Wriggle room

June 5, 2010

Ok we are all in favour of transparency, but we are in danger of forgetting about the power of discretion. The UK just published the salaries of all Civil Servants earning more than the prime minister, all government expenditure has been put on line for analysis and there is talk this morning about forcing local authorities to publish all spending over £500. I must admit this worries me for two reasons:

  • Firstly, even at a senior level there is a need for some privacy. The Prime Minister is a millionaire in his own right, he has not devoted his whole career to public service and he not the right comparison. The salaries paid to Permanent Secretaries are low compared with any equivalent position in industry and when you take bonus levels into account its even less. I can see a case for knowing the salary levels of people brought in from outside, without the background and training of the civil service but not for this generic disclosure. It smacks to me of a power play to use the press to achieve goals that would be better achieved through conversation and negotiation with the appropriate trade union.
  • Secondly, removing all discretion and exposing everything will make people less and less inclined to experiment, to take a punt, to try something out. In effect publication places a massive constraint on what should be seen as a complex system. Its the same error as outcome based measurement. If you can only do things where you declare in advance what the result will be, then you will only do safe things.
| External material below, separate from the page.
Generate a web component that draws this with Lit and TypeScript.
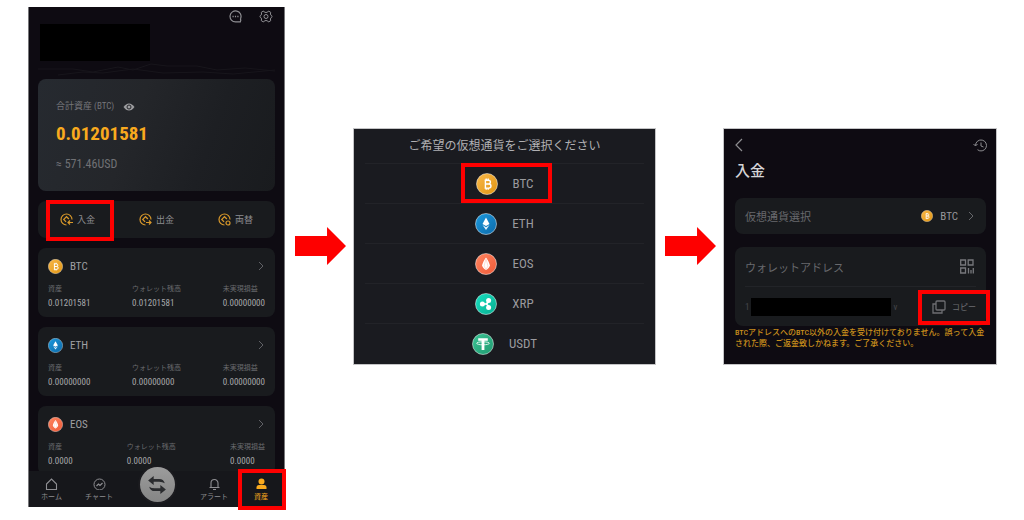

Equally if everything you do is available to the press then you will be very very careful before you take any risk, and pandering to the needs of The Sun is no basis for public policy. The argument that lots of people looking at the figures is specious, we know that those looking will be on the hunt for stories

The data should of course be available for audit and we know, from the expenses scandal that disgruntled people will leak if they see obvious unfairness so there are controls in place. However what we need in public policy at the moment is some freedom to experiment, not a level of constraint which causes people to draw back into the banality of the acceptable.